Not quite exactly, but it helps to reach Pareto efficiency. Here is an interesting piece by Paula Szuchman in Newsweek.
To prove a point after a nasty argument—kitchen cabinets were again left open, words were exchanged—my husband sketched a graph plotting the recent state of our marriage. His point was that we were having more bad days than good, and that something was needed to remedy this. But his chart got me thinking: maybe I was actually looking at the remedy. Maybe the solution to our marital strife wasn’t to be found on the therapist’s couch, but in the hard language of empirical data.
As a business-news editor, I was already mired in news about housing bubbles, market noise, and incentives—which, oddly, seemed to have parallels at home. My relationship bubble had burst not long after I said “I do.” Were we insufficiently compatible—or just reacting to screwed-up incentives?
[…]One key area is incentives, the things that motivate people. Mortgage deductions spur home purchases; salaries entice people to work. My husband’s incentive to close cabinets—avoid nagging—wasn’t exactly “perverse,” but it was backfiring. Turns out, there are better incentives. One is trust, which economists have found can be surprisingly motivating. In one example, people were more likely to donate blood if they weren’t paid than if they were. Who knew?

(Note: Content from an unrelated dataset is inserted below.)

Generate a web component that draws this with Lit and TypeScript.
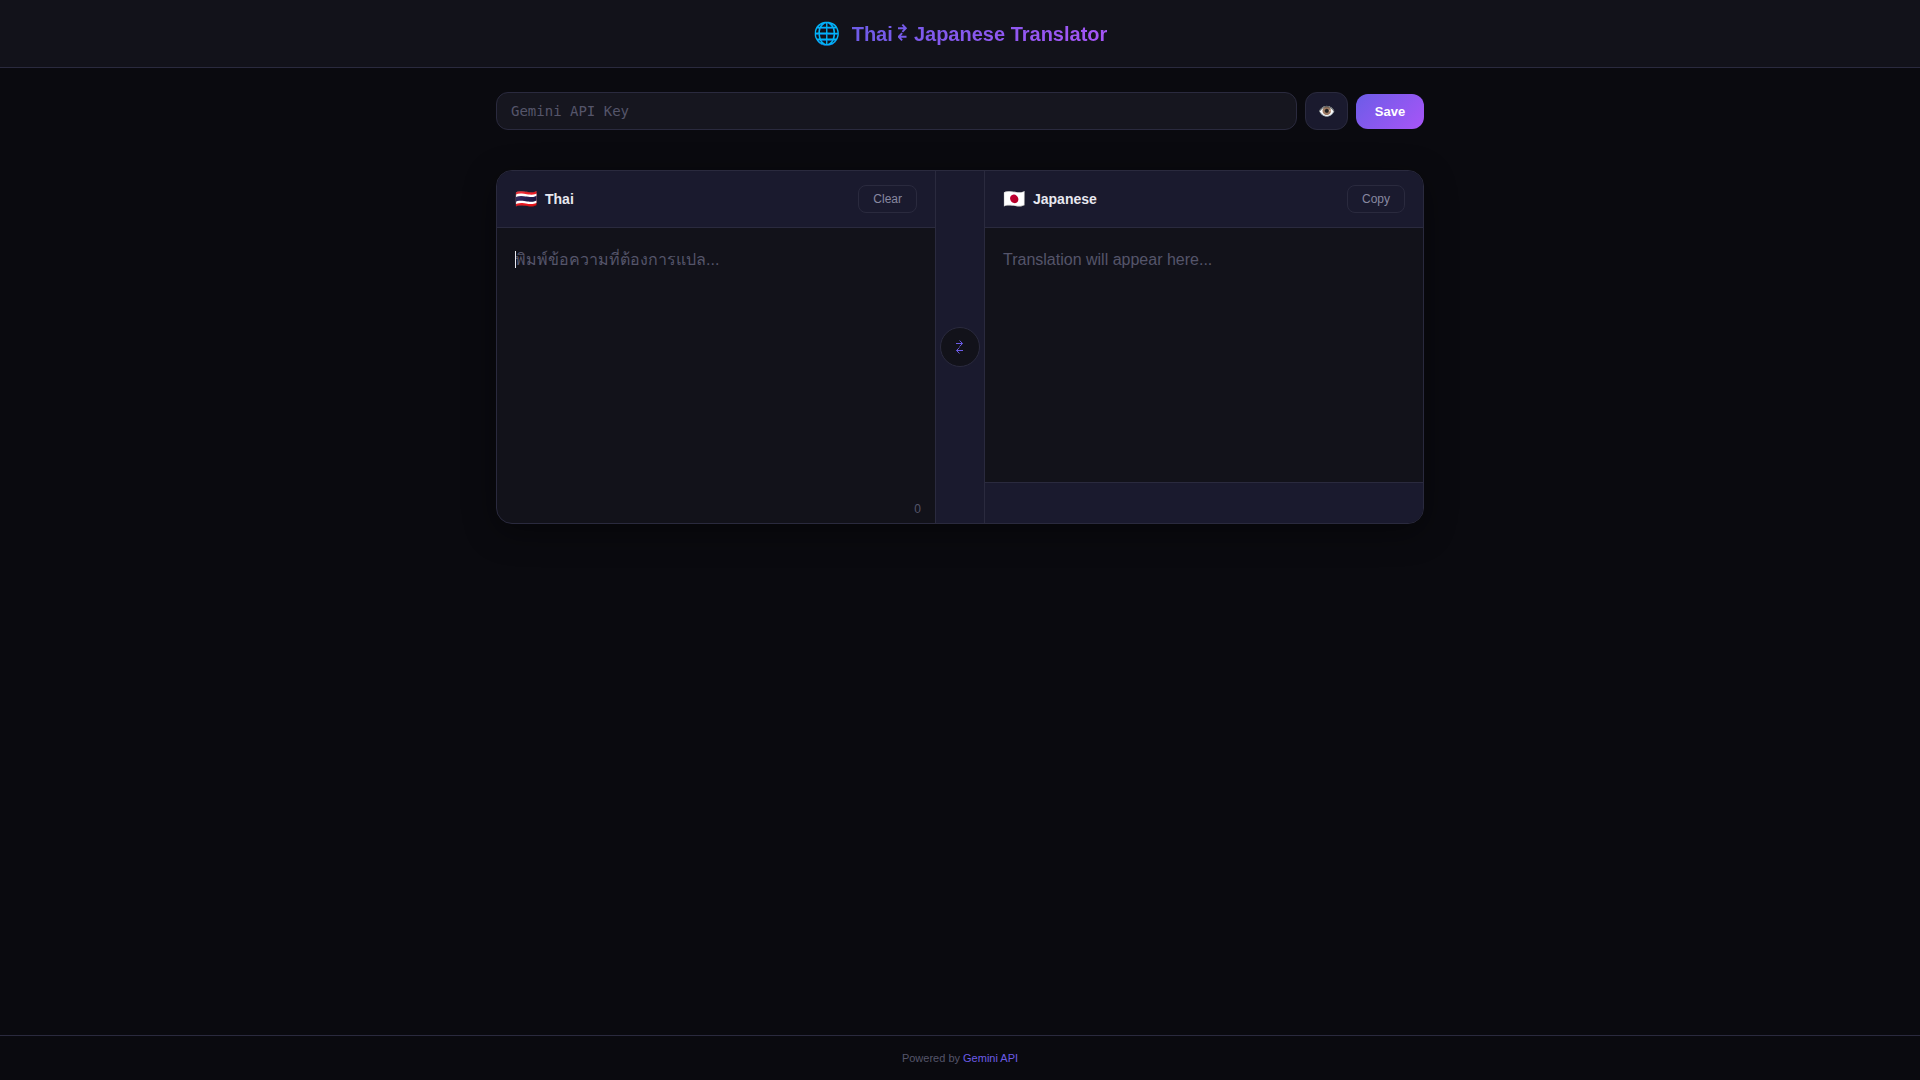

So I tried having a little faith in my guy. I stopped nagging. And one day I came home to find CLOSE ME signs taped inside our cabinets as reminders to himself.
Another lesson: 50/50 isn’t the best way to divide housework. We want an egalitarian marriage (and anything else would betray the feminist principles my mother taught me). But Adam Smith famously noted that efficiency is maximized when workers specialize. Today, I gladly pay all the bills, and my husband—mostly gladly—does all the sweeping and mopping.